**** RECORDED DATA

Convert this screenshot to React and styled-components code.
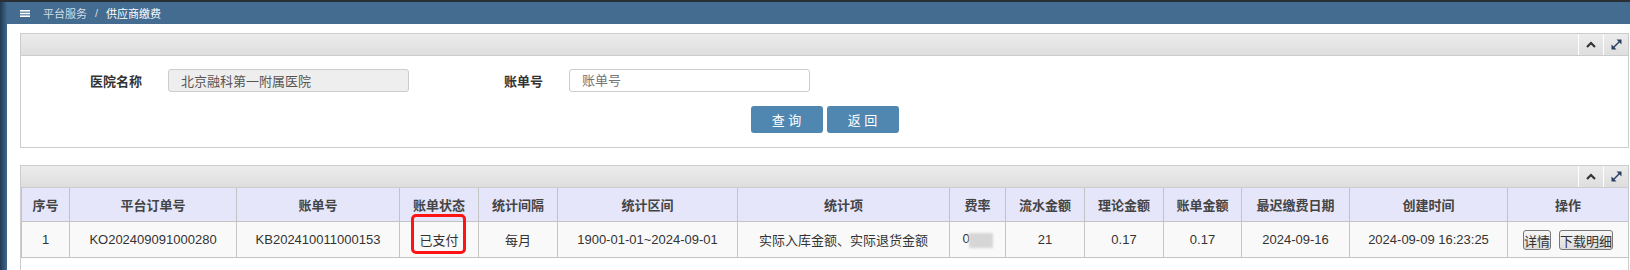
import React from 'react'
import styled, { createGlobalStyle } from 'styled-components'

const GlobalStyle = createGlobalStyle`
    body {
        margin: 0;
        background: #fff;
        overflow: hidden;
        font-family: "Liberation Sans", Arial, "Noto Sans CJK SC", sans-serif;
        font-size: 13px;
        color: #333;
    }
`

const Page = styled.div`
    display: flex;
    height: 270px;
    border-top: 2px solid #2a2f35;
    box-sizing: border-box;
    overflow: hidden;
`

const SideEdge = styled.div`
    width: 7px;
    flex-shrink: 0;
    background: linear-gradient(to right, #22394f, #2f5170 50%, #3f6a8f);
`

const Main = styled.div`
    flex: 1;
    display: flex;
    flex-direction: column;
    min-width: 0;
    overflow: hidden;
`

const TopBar = styled.div`
    height: 22px;
    flex-shrink: 0;
    display: flex;
    align-items: center;
    padding-left: 13px;
    background: #436c90;
    font-size: 11px;
    color: #d3dde7;
`

const MenuIcon = styled.svg`
    margin-right: 13px;
`

const Crumb = styled.span`
    color: ${props => (props.current ? '#fff' : '#d3dde7')};
`

const CrumbSep = styled.span`
    margin: 0 8px;
`

const Content = styled.div`
    flex-shrink: 0;
    padding: 9px 1px 0 13px;
`

const Panel = styled.div`
    border: 1px solid #ccc;
    background: #fff;
    margin-bottom: 17px;
`

const PanelHeader = styled.div`
    height: 21px;
    display: flex;
    justify-content: flex-end;
    background: linear-gradient(#ececec, #dedede);
    border-bottom: 1px solid #ccc;
`

const HeaderTool = styled.div`
    width: 24px;
    display: flex;
    align-items: center;
    justify-content: center;
    border-left: 1px solid #fff;
`

const FormBody = styled.div`
    padding: 13px 0 14px;
`

const FormRow = styled.div`
    display: flex;
    align-items: center;
    gap: 13px;
`

const Field = styled.div`
    display: flex;
    align-items: center;
`

const Label = styled.label`
    width: 121px;
    margin-right: 26px;
    text-align: right;
    font-weight: bold;
    color: #333;
`

const TextInput = styled.input`
    width: 241px;
    height: 23px;
    box-sizing: border-box;
    padding: 0 12px;
    border: 1px solid #ccc;
    border-radius: 3px;
    font: inherit;
    color: #555;
    background: ${props => (props.disabled ? '#eee' : '#fff')};

    ::placeholder {
        color: #999;
    }
`

const ButtonRow = styled.div`
    display: flex;
    justify-content: center;
    gap: 4px;
    margin-top: 14px;
`

const BlueButton = styled.button`
    width: 72px;
    height: 27px;
    border: none;
    border-radius: 3px;
    background: #5087b1;
    color: #fff;
    font: inherit;
    font-size: 13px;
    white-space: pre;
`

const TableBody = styled.div`
    padding-bottom: 14px;
`

const Table = styled.table`
    width: 100%;
    table-layout: fixed;
    border-collapse: collapse;
`

const Th = styled.th`
    height: 33px;
    padding: 0;
    border: 1px solid #c4c4c4;
    border-top: none;
    background: #e6e6fa;
    color: #444;
    font-weight: bold;
`

const Td = styled.td`
    position: relative;
    height: 35px;
    padding: 0;
    border: 1px solid #c4c4c4;
    background: #f9f9f9;
    text-align: center;
    color: #333;
`

const Highlight = styled.div`
    position: absolute;
    left: 11px;
    top: -8px;
    width: 55px;
    height: 40px;
    box-sizing: border-box;
    border: 3px solid #ff1414;
    border-radius: 5px;
`

const Blurred = styled.span`
    display: inline-block;
    width: 24px;
    height: 15px;
    margin-left: -1px;
    vertical-align: middle;
    background: #d6d6d6;
    filter: blur(1.2px);
`

const RowButton = styled.button`
    height: 20px;
    padding: 0;
    margin: 0 4px;
    border: 1px solid #777;
    border-radius: 3px;
    background: linear-gradient(#f6f6f6, #dcdcdc);
    font: inherit;
    color: #333;
`

const ChevronUp = () => (
    <svg width="10" height="7" viewBox="0 0 10 7">
        <path d="M1 6 L5 2 L9 6" fill="none" stroke="#333" strokeWidth="2.2" />
    </svg>
)

const ExpandIcon = () => (
    <svg width="11" height="11" viewBox="0 0 11 11">
        <line x1="2.5" y1="8.5" x2="8.5" y2="2.5" stroke="#27405f" strokeWidth="1.4" />
        <polygon points="10.5,0.5 10.5,5.5 5.5,0.5" fill="#27405f" />
        <polygon points="0.5,10.5 0.5,5.5 5.5,10.5" fill="#27405f" />
    </svg>
)

const PanelTools = () => (
    <PanelHeader>
        <HeaderTool>
            <ChevronUp />
        </HeaderTool>
        <HeaderTool>
            <ExpandIcon />
        </HeaderTool>
    </PanelHeader>
)

const columns = [
    ['序号', 48],
    ['平台订单号', 167],
    ['账单号', 163],
    ['账单状态', 79],
    ['统计间隔', 79],
    ['统计区间', 180],
    ['统计项', 212],
    ['费率', 56],
    ['流水金额', 79],
    ['理论金额', 79],
    ['账单金额', 78],
    ['最迟缴费日期', 108],
    ['创建时间', 158],
    ['操作', 121]
]

const App = () => (
    <Page>
        <GlobalStyle />
        <SideEdge />
        <Main>
            <TopBar>
                <MenuIcon width="10" height="7" viewBox="0 0 10 7">
                    <rect x="0" y="0" width="10" height="1.6" fill="#fff" />
                    <rect x="0" y="2.7" width="10" height="1.6" fill="#fff" />
                    <rect x="0" y="5.4" width="10" height="1.6" fill="#fff" />
                </MenuIcon>
                <Crumb>平台服务</Crumb>
                <CrumbSep>/</CrumbSep>
                <Crumb current>供应商缴费</Crumb>
            </TopBar>
            <Content>
                <Panel>
                    <PanelTools />
                    <FormBody>
                        <FormRow>
                            <Field>
                                <Label>医院名称</Label>
                                <TextInput disabled value="北京融科第一附属医院" readOnly />
                            </Field>
                            <Field>
                                <Label>账单号</Label>
                                <TextInput placeholder="账单号" />
                            </Field>
                        </FormRow>
                        <ButtonRow>
                            <BlueButton>查 询</BlueButton>
                            <BlueButton>返 回</BlueButton>
                        </ButtonRow>
                    </FormBody>
                </Panel>
                <Panel>
                    <PanelTools />
                    <TableBody>
                        <Table>
                            <colgroup>
                                {columns.map(([name, width]) => (
                                    <col key={name} style={{ width }} />
                                ))}
                            </colgroup>
                            <thead>
                                <tr>
                                    {columns.map(([name]) => (
                                        <Th key={name}>{name}</Th>
                                    ))}
                                </tr>
                            </thead>
                            <tbody>
                                <tr>
                                    <Td>1</Td>
                                    <Td>KO202409091000280</Td>
                                    <Td>KB202410011000153</Td>
                                    <Td>
                                        已支付
                                        <Highlight />
                                    </Td>
                                    <Td>每月</Td>
                                    <Td>1900-01-01~2024-09-01</Td>
                                    <Td>实际入库金额、实际退货金额</Td>
                                    <Td>
                                        0<Blurred />
                                    </Td>
                                    <Td>21</Td>
                                    <Td>0.17</Td>
                                    <Td>0.17</Td>
                                    <Td>2024-09-16</Td>
                                    <Td>2024-09-09 16:23:25</Td>
                                    <Td>
                                        <RowButton>详情</RowButton>
                                        <RowButton>下载明细</RowButton>
                                    </Td>
                                </tr>
                            </tbody>
                        </Table>
                    </TableBody>
                </Panel>
            </Content>
        </Main>
    </Page>
)

export default App
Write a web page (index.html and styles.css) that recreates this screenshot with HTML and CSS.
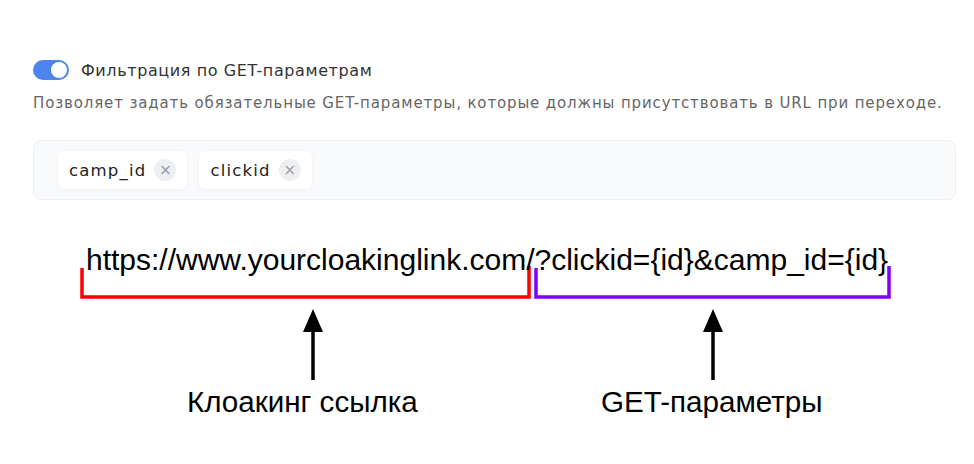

********

TASK DETAILS:
From the data above, gather every line that includes the word "screenshot".

REPLY:
Convert this screenshot to React and styled-components code.
Write a web page (index.html and styles.css) that recreates this screenshot with HTML and CSS.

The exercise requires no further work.